= Extracted material =

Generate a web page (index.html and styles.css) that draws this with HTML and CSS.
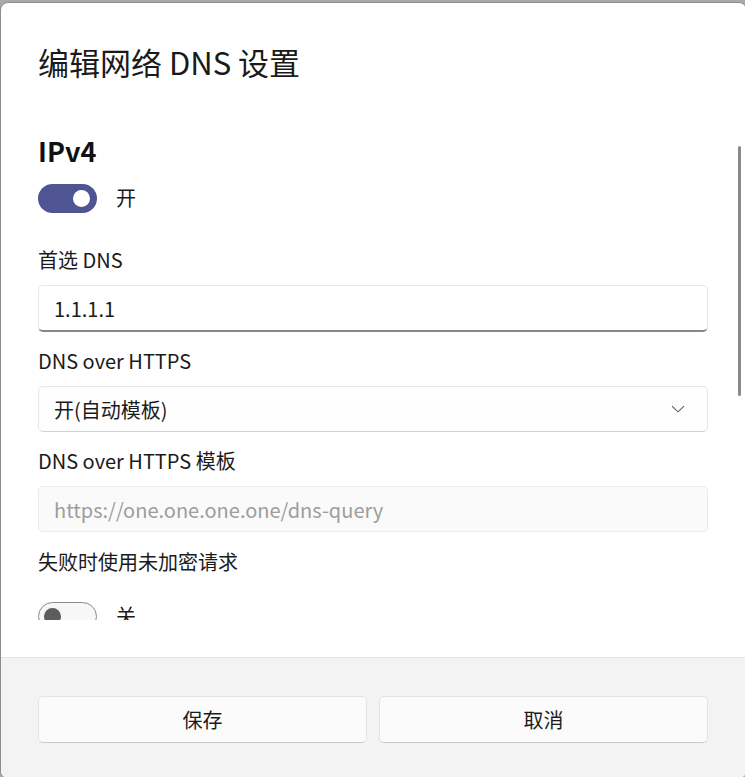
FILE: index.html
```html
<!DOCTYPE html>
<html lang="zh-CN">
<head>
<meta charset="utf-8">
<title>编辑网络 DNS 设置</title>
<link rel="stylesheet" href="styles.css">
</head>
<body>
<div class="dialog">
  <header class="dialog-header">
    <h1 class="dialog-title">编辑网络 DNS 设置</h1>
  </header>
  <div class="scroll-area">
    <div class="scroll-content">
      <h2 class="section-title">IPv4</h2>
      <div class="toggle-row toggle-row-first">
        <span class="toggle toggle-on"><span class="thumb"></span></span>
        <span class="toggle-label">开</span>
      </div>

      <div class="field-label field-label-first">首选 DNS</div>
      <div class="textbox textbox-active">1.1.1.1</div>

      <div class="field-label">DNS over HTTPS</div>
      <div class="combo">
        <span>开(自动模板)</span>
        <svg class="chevron" width="14" height="8" viewBox="0 0 14 8"><path d="M1 1.2 L7 6.8 L13 1.2" fill="none" stroke="#5f5f5f" stroke-width="1.1"/></svg>
      </div>

      <div class="field-label">DNS over HTTPS 模板</div>
      <div class="textbox textbox-disabled">https://one.one.one.one/dns-query</div>

      <div class="field-label field-label-last">失败时使用未加密请求</div>
      <div class="toggle-row toggle-row-last">
        <span class="toggle toggle-off"><span class="thumb"></span></span>
        <span class="toggle-label">关</span>
      </div>
    </div>
    <div class="scrollbar"></div>
  </div>
  <div class="spacer"></div>
  <footer class="dialog-footer">
    <button class="btn">保存</button>
    <button class="btn">取消</button>
  </footer>
</div>
</body>
</html>
```
FILE: styles.css
```css
* { box-sizing: border-box; }
html, body { margin: 0; padding: 0; }
body {
  width: 745px;
  height: 777px;
  overflow: hidden;
  background: #a9a9a9;
  font-family: "Noto Sans CJK SC", "Noto Sans", sans-serif;
  color: #1b1b1b;
}
.dialog {
  margin-top: 2px;
  width: 747px;
  height: 777px;
  background: #ffffff;
  border: 1px solid #8c8c8c;
  border-radius: 8px;
  display: flex;
  flex-direction: column;
  overflow: hidden;
}
.dialog-header {
  padding: 41px 37px 29px;
}
.dialog-title {
  margin: 0;
  font-size: 31px;
  line-height: 36px;
  font-weight: 400;
  color: #1a1a1a;
}
.scroll-area {
  position: relative;
  height: 511px;
  overflow: hidden;
  flex: none;
}
.scroll-content {
  padding: 24px 38px 0 37px;
  width: 745px;
}
.section-title {
  margin: 0;
  font-size: 27px;
  line-height: 36px;
  font-weight: 600;
  color: #111;
}
.toggle-row {
  display: flex;
  align-items: center;
  gap: 19px;
  height: 30px;
}
.toggle-row-first { margin-top: 14px; }
.toggle-row-last { margin-top: 25px; }
.toggle {
  position: relative;
  width: 59px;
  height: 29px;
  border-radius: 15px;
  flex: none;
}
.toggle-on { background: #4f5592; }
.toggle-on .thumb {
  position: absolute;
  right: 7px;
  top: 6px;
  width: 17px;
  height: 17px;
  border-radius: 50%;
  background: #fff;
}
.toggle-off {
  background: #f7f7f7;
  border: 1.5px solid #8a8a8a;
}
.toggle-off .thumb {
  position: absolute;
  left: 5px;
  top: 5px;
  width: 17px;
  height: 17px;
  border-radius: 50%;
  background: #5d5d5d;
}
.toggle-label {
  font-size: 20px;
  line-height: 28px;
  color: #1b1b1b;
}
.field-label {
  font-size: 20px;
  line-height: 28px;
  margin-top: 15px;
  margin-bottom: 11px;
  color: #1b1b1b;
}
.field-label-first { margin-top: 33px; }
.field-label-last { margin-top: 16px; }
.textbox, .combo {
  width: 670px;
  height: 47px;
  border-radius: 5px;
  border: 1px solid #e6e6e6;
  padding: 0 15px;
  font-size: 20px;
  display: flex;
  align-items: center;
}
.textbox-active {
  background: #fff;
  border-bottom: 2px solid #868686;
  padding-top: 1px;
  color: #1b1b1b;
}
.combo {
  background: #fefefe;
  border-bottom-color: #d2d2d2;
  justify-content: space-between;
  height: 46px;
  padding-right: 22px;
}
.chevron { display: block; }
.textbox-disabled {
  background: #fafafa;
  border-color: #ebebeb;
  color: #9d9d9d;
  height: 46px;
}
.scrollbar {
  position: absolute;
  right: 5px;
  top: 37px;
  width: 3px;
  height: 250px;
  border-radius: 2px;
  background: #8a8a8a;
}
.spacer {
  height: 37px;
  flex: none;
}
.dialog-footer {
  flex: 1;
  background: #f3f3f3;
  border-top: 1px solid #e3e3e3;
  padding: 38px 38px 0 37px;
  display: grid;
  grid-template-columns: 1fr 1fr;
  column-gap: 12px;
  align-content: start;
}
.btn {
  height: 47px;
  border-radius: 5px;
  border: 1px solid #e4e4e4;
  border-bottom-color: #cbcbcb;
  background: #fbfbfb;
  font-family: "Noto Sans CJK SC", "Noto Sans", sans-serif;
  font-size: 20px;
  color: #1b1b1b;
  padding: 0;
}
```
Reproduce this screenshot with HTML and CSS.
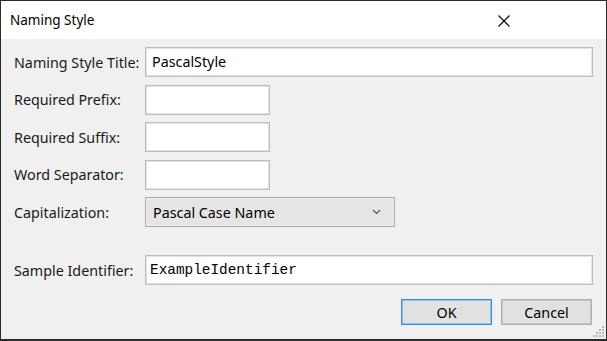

= Brief =
Quote the records above in full, dropping each picture.

= Output =
Generate a web page (index.html and styles.css) that draws this with HTML and CSS.
FILE: index.html
```html
<!DOCTYPE html>
<html lang="zh-CN">
<head>
<meta charset="utf-8">
<title>编辑网络 DNS 设置</title>
<link rel="stylesheet" href="styles.css">
</head>
<body>
<div class="dialog">
  <header class="dialog-header">
    <h1 class="dialog-title">编辑网络 DNS 设置</h1>
  </header>
  <div class="scroll-area">
    <div class="scroll-content">
      <h2 class="section-title">IPv4</h2>
      <div class="toggle-row toggle-row-first">
        <span class="toggle toggle-on"><span class="thumb"></span></span>
        <span class="toggle-label">开</span>
      </div>

      <div class="field-label field-label-first">首选 DNS</div>
      <div class="textbox textbox-active">1.1.1.1</div>

      <div class="field-label">DNS over HTTPS</div>
      <div class="combo">
        <span>开(自动模板)</span>
        <svg class="chevron" width="14" height="8" viewBox="0 0 14 8"><path d="M1 1.2 L7 6.8 L13 1.2" fill="none" stroke="#5f5f5f" stroke-width="1.1"/></svg>
      </div>

      <div class="field-label">DNS over HTTPS 模板</div>
      <div class="textbox textbox-disabled">https://one.one.one.one/dns-query</div>

      <div class="field-label field-label-last">失败时使用未加密请求</div>
      <div class="toggle-row toggle-row-last">
        <span class="toggle toggle-off"><span class="thumb"></span></span>
        <span class="toggle-label">关</span>
      </div>
    </div>
    <div class="scrollbar"></div>
  </div>
  <div class="spacer"></div>
  <footer class="dialog-footer">
    <button class="btn">保存</button>
    <button class="btn">取消</button>
  </footer>
</div>
</body>
</html>
```
FILE: styles.css
```css
* { box-sizing: border-box; }
html, body { margin: 0; padding: 0; }
body {
  width: 745px;
  height: 777px;
  overflow: hidden;
  background: #a9a9a9;
  font-family: "Noto Sans CJK SC", "Noto Sans", sans-serif;
  color: #1b1b1b;
}
.dialog {
  margin-top: 2px;
  width: 747px;
  height: 777px;
  background: #ffffff;
  border: 1px solid #8c8c8c;
  border-radius: 8px;
  display: flex;
  flex-direction: column;
  overflow: hidden;
}
.dialog-header {
  padding: 41px 37px 29px;
}
.dialog-title {
  margin: 0;
  font-size: 31px;
  line-height: 36px;
  font-weight: 400;
  color: #1a1a1a;
}
.scroll-area {
  position: relative;
  height: 511px;
  overflow: hidden;
  flex: none;
}
.scroll-content {
  padding: 24px 38px 0 37px;
  width: 745px;
}
.section-title {
  margin: 0;
  font-size: 27px;
  line-height: 36px;
  font-weight: 600;
  color: #111;
}
.toggle-row {
  display: flex;
  align-items: center;
  gap: 19px;
  height: 30px;
}
.toggle-row-first { margin-top: 14px; }
.toggle-row-last { margin-top: 25px; }
.toggle {
  position: relative;
  width: 59px;
  height: 29px;
  border-radius: 15px;
  flex: none;
}
.toggle-on { background: #4f5592; }
.toggle-on .thumb {
  position: absolute;
  right: 7px;
  top: 6px;
  width: 17px;
  height: 17px;
  border-radius: 50%;
  background: #fff;
}
.toggle-off {
  background: #f7f7f7;
  border: 1.5px solid #8a8a8a;
}
.toggle-off .thumb {
  position: absolute;
  left: 5px;
  top: 5px;
  width: 17px;
  height: 17px;
  border-radius: 50%;
  background: #5d5d5d;
}
.toggle-label {
  font-size: 20px;
  line-height: 28px;
  color: #1b1b1b;
}
.field-label {
  font-size: 20px;
  line-height: 28px;
  margin-top: 15px;
  margin-bottom: 11px;
  color: #1b1b1b;
}
.field-label-first { margin-top: 33px; }
.field-label-last { margin-top: 16px; }
.textbox, .combo {
  width: 670px;
  height: 47px;
  border-radius: 5px;
  border: 1px solid #e6e6e6;
  padding: 0 15px;
  font-size: 20px;
  display: flex;
  align-items: center;
}
.textbox-active {
  background: #fff;
  border-bottom: 2px solid #868686;
  padding-top: 1px;
  color: #1b1b1b;
}
.combo {
  background: #fefefe;
  border-bottom-color: #d2d2d2;
  justify-content: space-between;
  height: 46px;
  padding-right: 22px;
}
.chevron { display: block; }
.textbox-disabled {
  background: #fafafa;
  border-color: #ebebeb;
  color: #9d9d9d;
  height: 46px;
}
.scrollbar {
  position: absolute;
  right: 5px;
  top: 37px;
  width: 3px;
  height: 250px;
  border-radius: 2px;
  background: #8a8a8a;
}
.spacer {
  height: 37px;
  flex: none;
}
.dialog-footer {
  flex: 1;
  background: #f3f3f3;
  border-top: 1px solid #e3e3e3;
  padding: 38px 38px 0 37px;
  display: grid;
  grid-template-columns: 1fr 1fr;
  column-gap: 12px;
  align-content: start;
}
.btn {
  height: 47px;
  border-radius: 5px;
  border: 1px solid #e4e4e4;
  border-bottom-color: #cbcbcb;
  background: #fbfbfb;
  font-family: "Noto Sans CJK SC", "Noto Sans", sans-serif;
  font-size: 20px;
  color: #1b1b1b;
  padding: 0;
}
```
Reproduce this screenshot with HTML and CSS.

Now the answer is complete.